Just as I disliked my answer, I disliked Davis’s answer. It’s hypothetical (“may have been faulty”, “may have felt”, “may not be as good as they could be”). It’s flat and obvious (earlier versions may have room for improvement). It’s irrelevant (bad translation of Kafka does not justify new translation of Flaubert).

I had trouble figuring out a better answer to what I was asked, but I could instantly say what Davis should have written: The story of how she decided to do a new translation. (“I began to think about doing a new translation when . . . “) That would have been a lot more emotion-laden and not hypothetical, obvious, or irrelevant.

As soon as I thought what Davis should have said, I could see what I should have said. I should have answered the journalist’s question like this: Why does 5% matter? Let me tell you why I was so excited by this. . . . 

Via Marginal Revolution.

Assorted Links

Thursday, September 16th, 2010
  • Toads predict an earthquake. The clueless comments are amusing.
  • The prize for lifetime achievement in public relations goes to . . . the Bank of Sweden
  • Plagiarism Today (a website)
  • “There are indeed significant regional variations in expenditures on medical services, unexplained by differences in medical need or health outcomes, but correlated with the numbers of specialist physicians and the availability of hospital beds in each area.” Skip Part 1 of this review.

First Day of Class

Monday, September 13th, 2010

Today was my first day of class at Tsinghua. I am teaching a seminar called Frontiers of Psychology. There was only time for about half of the 40-odd students to identify themselves, which included saying their favorite book. Three girls said their favorite book is Pride and Prejudice. Two said The Little Prince. One said Harry Potter. One said Rebecca by Daphne Du Marier (published 1938). One boy said he didn’t have a favorite book — reading books was a waste of time.
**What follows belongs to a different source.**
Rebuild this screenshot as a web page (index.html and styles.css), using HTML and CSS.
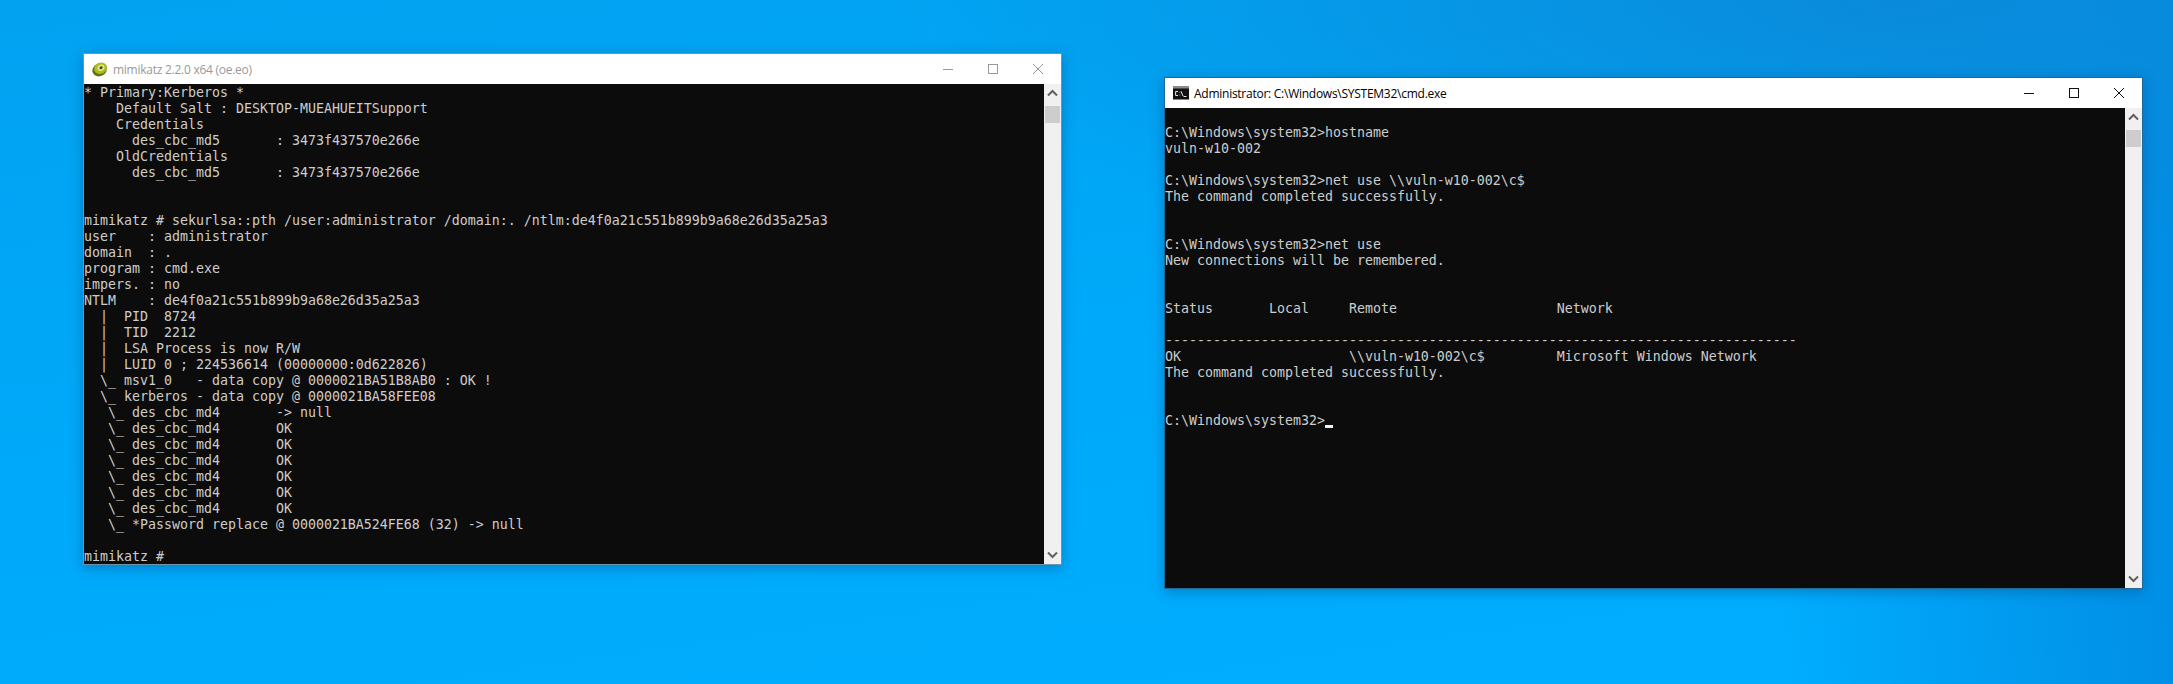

One boy said his favorite book is Ulysses.

Most of them, perhaps 80%, chose a non-Chinese book as their favorite. One French, two German, the rest English (which they may have read in Chinese translation). At first I was surprised but then I realized it made sense. Chinese civilization was more advanced than European civilization for a long time but when Gutenberg invented the Western version of the printing press everything changed. In Europe, unlike China, books became cheap and literacy spread. With literacy came a book industry. A large number of Europeans have been reading books for 500 years. In contrast, the Chinese language, with thousands of characters (in contrast to 26 lower-case and 26 upper-case letters) made printing difficult. With reading material rare, so was literacy.